Wednesday, November 7, 2012

Capitalism = Insights

From A N Shroff memorial lecture delivered by Arun Maira on 9th October, 2012.

"Revisiting the role of India’s Planning Commission

When I joined the Planning Commission as a Member in 2009, one of the tasks the Prime Minister assigned to me was to determine what role the Planning Commission should play in 21st century India. I asked Montek Ahluwalia, the Deputy Chairman of the Planning Commission to give me a list of 20 persons to whom I should ask this question. He gave me a list of 20 respected citizens of the country. Some of them had worked in Government in very senior positions, in the Reserve Bank, in Parliament, some even in the Planning Commission in the past.
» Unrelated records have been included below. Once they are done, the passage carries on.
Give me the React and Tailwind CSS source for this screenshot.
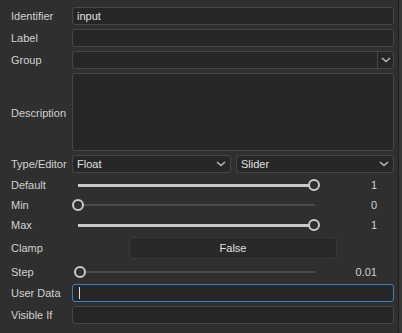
import React from 'react';

const Chevron = () => (
  <svg width="10" height="6" viewBox="0 0 10 6" className="shrink-0">
    <path d="M1 1 L5 4.5 L9 1" fill="none" stroke="#b8b8b8" strokeWidth="1.6" />
  </svg>
);

const Label = ({ children, className = '' }) => (
  <div className={`w-[61px] shrink-0 text-[11px] leading-none ${className}`}>{children}</div>
);

const Field = ({ children, focused = false, className = '' }) => (
  <div
    className={`flex-1 h-[18px] rounded-[3px] bg-[#262626] border flex items-center px-[4px] ${
      focused ? 'border-[#3d7fc1]' : 'border-[#474747]'
    } ${className}`}
  >
    {children}
  </div>
);

const Slider = ({ pos, value }) => {
  // pos is 0..1 along the track
  return (
    <div className="flex-1 flex items-center">
      <div className="relative w-[249px] h-[14px]">
        <div className="absolute left-[6px] right-[6px] top-[6px] h-[2px] bg-[#4a4a4a]" />
        <div
          className="absolute left-[6px] top-[6px] h-[3px] -mt-[0.5px] bg-[#c9c9c9]"
          style={{ width: `${pos * 236}px` }}
        />
        <div
          className="absolute top-[1px] w-[12px] h-[12px] rounded-full border-[2.5px] border-[#c9c9c9] bg-[#303030]"
          style={{ left: `${pos * 236}px` }}
        />
      </div>
      <div className="w-[57px] text-right text-[11px] leading-none pr-[1px]">{value}</div>
    </div>
  );
};

const App = () => {
  return (
    <div
      className="w-[402px] h-[333px] bg-[#2f2f2f] text-[#d2d2d2] flex overflow-hidden"
      style={{ fontFamily: '"Liberation Sans", Arial, sans-serif' }}
    >
      <div className="flex-1 flex flex-col pl-[11px] pr-[4px] pt-[7px]">
        <div className="flex items-center h-[18px]">
          <Label>Identifier</Label>
          <Field>
            <span className="text-[11px] leading-none text-[#e0e0e0]">input</span>
          </Field>
        </div>
        <div className="flex items-center h-[18px] mt-[4px]">
          <Label>Label</Label>
          <Field />
        </div>
        <div className="flex items-center h-[18px] mt-[4px]">
          <Label>Group</Label>
          <Field className="pr-0 justify-end">
            <div className="h-full w-[16px] border-l border-[#474747] flex items-center justify-center">
              <Chevron />
            </div>
          </Field>
        </div>
        <div className="flex items-center h-[78px] mt-[4px]">
          <Label className="pt-[2px]">Description</Label>
          <div className="flex-1 h-full rounded-[3px] bg-[#262626] border border-[#474747]" />
        </div>
        <div className="flex items-center h-[18px] mt-[4px]">
          <Label>Type/Editor</Label>
          <div className="flex-1 flex gap-[5px]">
            <div className="w-[159px] h-[18px] rounded-[3px] bg-[#262626] border border-[#474747] flex items-center justify-between pl-[4px] pr-[4px]">
              <span className="text-[11px] leading-none text-[#e0e0e0]">Float</span>
              <Chevron />
            </div>
            <div className="flex-1 h-[18px] rounded-[3px] bg-[#262626] border border-[#474747] flex items-center justify-between pl-[4px] pr-[4px]">
              <span className="text-[11px] leading-none text-[#e0e0e0]">Slider</span>
              <Chevron />
            </div>
          </div>
        </div>
        <div className="flex items-center h-[20px] mt-[2px]">
          <Label>Default</Label>
          <Slider pos={1} value="1" />
        </div>
        <div className="flex items-center h-[20px]">
          <Label>Min</Label>
          <Slider pos={0} value="0" />
        </div>
        <div className="flex items-center h-[20px]">
          <Label>Max</Label>
          <Slider pos={1} value="1" />
        </div>
        <div className="flex items-center h-[22px] mt-[2px]">
          <Label>Clamp</Label>
          <div className="w-[57px] shrink-0" />
          <div className="w-[208px] h-[22px] rounded-[3px] bg-[#292929] border border-[#3a3a3a] flex items-center justify-center text-[11px] leading-none text-[#e0e0e0]">
            False
          </div>
        </div>
        <div className="flex items-center h-[20px] mt-[3px]">
          <Label>Step</Label>
          <Slider pos={0.01} value="0.01" />
        </div>
        <div className="flex items-center h-[18px] mt-[2px]">
          <Label>User Data</Label>
          <Field focused>
            <div className="w-px h-[12px] bg-[#e0e0e0] ml-[2px]" />
          </Field>
        </div>
        <div className="flex items-center h-[18px] mt-[4px]">
          <Label>Visible If</Label>
          <Field />
        </div>
      </div>
      <div className="w-[4px] h-full border-l border-[#1f1f1f] bg-[#383838]" />
    </div>
  );
};

export default App;
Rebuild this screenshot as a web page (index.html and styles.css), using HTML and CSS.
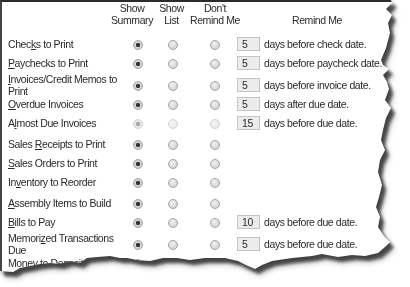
FILE: index.html
```html
<!DOCTYPE html>
<html lang="en">
<head>
    <meta charset="UTF-8">
    <title>Reminders</title>
    <link rel="stylesheet" href="styles.css">
</head>
<body>
    <div class="frame">
        <div class="sheet">
            <div class="head">
                <span></span>
                <span>Show<br>Summary</span>
                <span>Show<br>List</span>
                <span>Don't<br>Remind Me</span>
                <span class="low">Remind Me</span>
            </div>

            <div class="row">
                <span class="label">Chec<u>k</u>s to Print</span>
                <span class="radio on"></span><span class="radio"></span><span class="radio"></span>
                <span class="remind"><span class="days">5</span>days before check date.</span>
            </div>
            <div class="row">
                <span class="label"><u>P</u>aychecks to Print</span>
                <span class="radio on"></span><span class="radio"></span><span class="radio"></span>
                <span class="remind"><span class="days">5</span>days before paycheck date.</span>
            </div>
            <div class="row tall">
                <span class="label"><u>I</u>nvoices/Credit Memos to<br>Print</span>
                <span class="radio on"></span><span class="radio"></span><span class="radio"></span>
                <span class="remind"><span class="days">5</span>days before invoice date.</span>
            </div>
            <div class="row">
                <span class="label"><u>O</u>verdue Invoices</span>
                <span class="radio on"></span><span class="radio"></span><span class="radio"></span>
                <span class="remind"><span class="days">5</span>days after due date.</span>
            </div>
            <div class="row">
                <span class="label">A<u>l</u>most Due Invoices</span>
                <span class="radio dim on"></span><span class="radio dim"></span><span class="radio dim"></span>
                <span class="remind"><span class="days">15</span>days before due date.</span>
            </div>

            <div class="row gap">
                <span class="label">Sales <u>R</u>eceipts to Print</span>
                <span class="radio on"></span><span class="radio"></span><span class="radio"></span>
            </div>
            <div class="row">
                <span class="label"><u>S</u>ales Orders to Print</span>
                <span class="radio on"></span><span class="radio"></span><span class="radio"></span>
            </div>
            <div class="row">
                <span class="label">In<u>v</u>entory to Reorder</span>
                <span class="radio on"></span><span class="radio"></span><span class="radio"></span>
            </div>
            <div class="row gap">
                <span class="label"><u>A</u>ssembly Items to Build</span>
                <span class="radio on"></span><span class="radio"></span><span class="radio"></span>
            </div>
            <div class="row">
                <span class="label"><u>B</u>ills to Pay</span>
                <span class="radio on"></span><span class="radio"></span><span class="radio"></span>
                <span class="remind"><span class="days">10</span>days before due date.</span>
            </div>
            <div class="row tall">
                <span class="label">Memori<u>z</u>ed Transactions<br>Due</span>
                <span class="radio on"></span><span class="radio"></span><span class="radio"></span>
                <span class="remind"><span class="days">5</span>days before due date.</span>
            </div>
            <div class="row">
                <span class="label">Money to Deposit</span>
                <span class="radio on"></span><span class="radio"></span><span class="radio"></span>
            </div>
        </div>
    </div>
</body>
</html>
```

FILE: styles.css
```css
* {
    box-sizing: border-box;
    margin: 0;
    padding: 0;
}

body {
    background-color: #fff;
    font-family: "Liberation Sans", Arial, sans-serif;
    font-size: 10.5px;
    letter-spacing: -0.4px;
    color: #2a2a2a;
}

/* torn paper look: the clip makes the edge, the filter throws the shadow */
.frame {
    width: 404px;
    height: 284px;
    filter: drop-shadow(4px 5px 1.5px rgba(0, 0, 0, 0.6)) drop-shadow(1px 2px 2px rgba(0, 0, 0, 0.4));
}

.sheet {
    width: 400px;
    height: 280px;
    background-color: #fff;
    border-top: 2px solid #2b2b2b;
    border-left: 2px solid #444;
    padding-left: 6px;
    overflow: hidden;
    clip-path: polygon(
        0 0, 391px 0, 392px 3px, 386px 9px, 392px 15px, 388px 23px,
        390px 33px, 386px 48px, 381px 60px, 383px 65px, 389px 69px,
        383px 75px, 387px 82px, 389px 89px, 385px 100px, 391px 108px,
        386px 118px, 383px 130px, 381px 140px, 385px 150px, 380px 160px,
        378px 172px, 382px 185px, 379px 197px, 376px 207px, 380px 217px,
        378px 227px, 384px 236px, 390px 242px, 385px 247px, 378px 253px,
        365px 256px, 352px 255px, 338px 257px, 322px 254px, 312px 256px,
        292px 258px, 272px 261px, 262px 265px, 255px 269px, 248px 266px,
        238px 261px, 225px 258px, 205px 258px, 190px 260px, 177px 258px,
        163px 258px, 150px 261px, 137px 260px, 127px 258px, 120px 258px,
        110px 256px, 97px 257px, 87px 258px, 80px 263px, 70px 261px,
        60px 264px, 50px 263px, 40px 264px, 30px 266px, 20px 268px,
        13px 272px, 0 271px
    );
}

.head {
    display: grid;
    grid-template-columns: 102px 44px 35px 52px 152px;
    height: 32.5px;
    line-height: 12.4px;
    text-align: center;
}

.head .low {
    padding-top: 12.4px;
}

.row {
    display: grid;
    grid-template-columns: 116px 27px 44px 40px auto;
    align-items: center;
    height: 19px;
}

.row.tall {
    height: 22px;
    line-height: 12.1px;
}

.row.gap {
    margin-top: 2px;
}

u {
    text-decoration-thickness: 1px;
    text-underline-offset: 1px;
}

.radio {
    justify-self: center;
    width: 10px;
    height: 10px;
    margin-top: 2px;
    border-radius: 50%;
    border: 1px solid #a4a4a4;
    background: radial-gradient(circle at 40% 35%, #f0f0f0, #cbcbcb);
}

.radio.on {
    background: radial-gradient(circle, #333 0 1.8px, #d6d6d6 2.5px, #c0c0c0 100%);
}

.radio.dim {
    border-color: #d2d2d2;
    background: radial-gradient(circle at 40% 35%, #f6f6f6, #e4e4e4);
}

.radio.dim.on {
    background: radial-gradient(circle, #a8a8a8 0 1.8px, #e8e8e8 2.5px, #e0e0e0 100%);
}

.remind {
    display: flex;
    align-items: center;
    padding-left: 2px;
}

.days {
    width: 23px;
    height: 14px;
    line-height: 12px;
    padding-left: 4px;
    margin-right: 4px;
    background-color: #ececec;
    border: 1px solid #c4c4c4;
}
```
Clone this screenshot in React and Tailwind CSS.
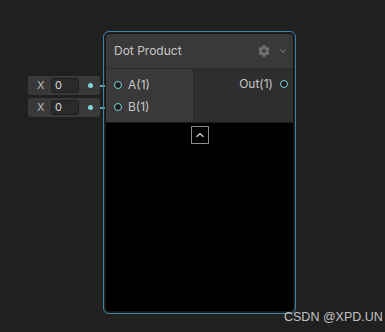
import { FaCog } from "react-icons/fa";
import { ChevronDown, ChevronUp } from "lucide-react";

// one port row on the input side of the node
function InPort({ label }) {
  return (
    <div className="flex items-center h-[22px] pl-[8px] gap-[6px]">
      <span className="w-[8px] h-[8px] rounded-full border-[1.5px] border-[#7fd3dc] bg-[#1d1d1d]" />
      <span className="text-[12px] text-[#c8c8c8]">{label}</span>
    </div>
  );
}

// default value field that sits outside the node, wired to a port
function ValueField({ top }) {
  return (
    <div className="absolute left-[28px] flex items-center" style={{ top }}>
      <div className="w-[72px] h-[19px] rounded-[3px] bg-[#393939] flex items-center pl-[9px]">
        <span className="text-[11px] text-[#bdbdbd] w-[14px]">X</span>
        <div className="w-[28px] h-[15px] rounded-[3px] bg-[#2a2a2a] border border-[#1e1e1e] flex items-center pl-[3px] text-[11px] text-[#d8d8d8]">0</div>
        <span className="ml-[9px] w-[5px] h-[5px] rounded-full bg-[#7fd3dc]" />
      </div>
      <div className="w-[18px] h-[2px] bg-[#5aaab4]" />
    </div>
  );
}

export default function App() {
  return (
    <div className="relative w-[385px] h-[332px] bg-[#202020] overflow-hidden" style={{ fontFamily: "Inter, 'Liberation Sans', sans-serif" }}>
      <ValueField top={76} />
      <ValueField top={98} />

      <div className="absolute left-[103px] top-[31px] w-[193px] h-[283px] rounded-[6px] border border-[#3d83a8] p-px">
        <div className="w-full h-full rounded-[5px] border border-[#161616] bg-black flex flex-col overflow-hidden">
          <div className="h-[35px] bg-[#393939] flex items-center pl-[8px] pr-[5px] border-b border-[#2a2a2a]">
            <span className="text-[12px] text-[#c6c6c6] flex-1">Dot Product</span>
            <FaCog className="text-[#6f6f6f] w-[12px] h-[12px] mr-[8px]" />
            <ChevronDown className="text-[#9a9a9a] w-[10px] h-[10px]" strokeWidth={2} />
          </div>
          <div className="flex h-[54px] border-b border-[#1a1a1a]">
            <div className="w-[88px] bg-[#393939] pt-[5px] border-r border-[#2a2a2a]">
              <InPort label="A(1)" />
              <InPort label="B(1)" />
            </div>
            <div className="flex-1 bg-[#2e2e2e] pt-[4px]">
              <div className="flex items-center justify-end h-[22px] pr-[5px] gap-[7px]">
                <span className="text-[12px] text-[#c8c8c8]">Out(1)</span>
                <span className="w-[8px] h-[8px] rounded-full border-[1.5px] border-[#7fd3dc] bg-[#1d1d1d]" />
              </div>
            </div>
          </div>
          <div className="flex justify-center pt-[3px]">
            <div className="w-[18px] h-[18px] border border-[#8a8a8a] flex items-center justify-center">
              <ChevronUp className="text-[#cfcfcf] w-[12px] h-[12px]" strokeWidth={2.5} />
            </div>
          </div>
        </div>
      </div>

      <span className="absolute left-[284px] top-[308px] text-[12.5px] text-[#c0c0c0]" style={{ fontFamily: "'Liberation Sans', sans-serif" }}>CSDN @XPD.UN</span>
    </div>
  );
}
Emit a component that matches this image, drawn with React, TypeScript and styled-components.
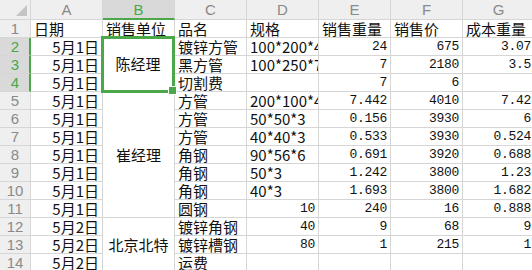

And several others were respected industrialists of the country.

I asked each of these 20 leaders the following questions:
  • Is the Planning Commission playing a useful role for the country?
  • If not, is there another role that the Planning Commission could play in India’s progress?

The answer to the first question was unanimous. The Planning Commission was no longer making a significant contribution to the progress of the country. The country had changed. It was more decentralized politically and administratively. The private sector was playing an increasingly large role. The Indian economy was more connected with the international economy. For all these reasons, five year plans and budgets made by some experts in Delhi, which had then to be implemented by people all over the country, was an outmoded idea. 

However everyone, including the industrialists, said that the dynamic nature of changes in India and outside required a strategic group that, like a radar, could sense the forces that were causing change to happen and that could provide governments in the center and in the states, and private industry too, with insights into the forces shaping the future.

A More than Perfect Storm

I will now give you a picture of the forces shaping our future. I will also explain their effects on institutions of democracy, capitalism and government. I will use two images for you to visualize these forces and their implications. One, an image of a storm. The other, an image of a globe in stress.

First the image of the storm. Many of you may recollect the ‘Perfect Storm’ that Sebastian Junger described in his book. Not two, but three storm systems converged in the North Atlantic. This was unprecedented. No ship had been designed for such conditions. And no captain had the skills to steer a ship in such a ‘perfect’ storm.

As the 21st century unfolds, there are four strong winds blowing across the world and converging to create a more than perfect storm which is challenging captains of business and government institutions that are not designed for these conditions.

Free Markets and Capitalism
The first strong wind is the idea of free markets and capitalism. This is not a new idea. Often attributed to Adam Smith, it has been around for at least 200 years."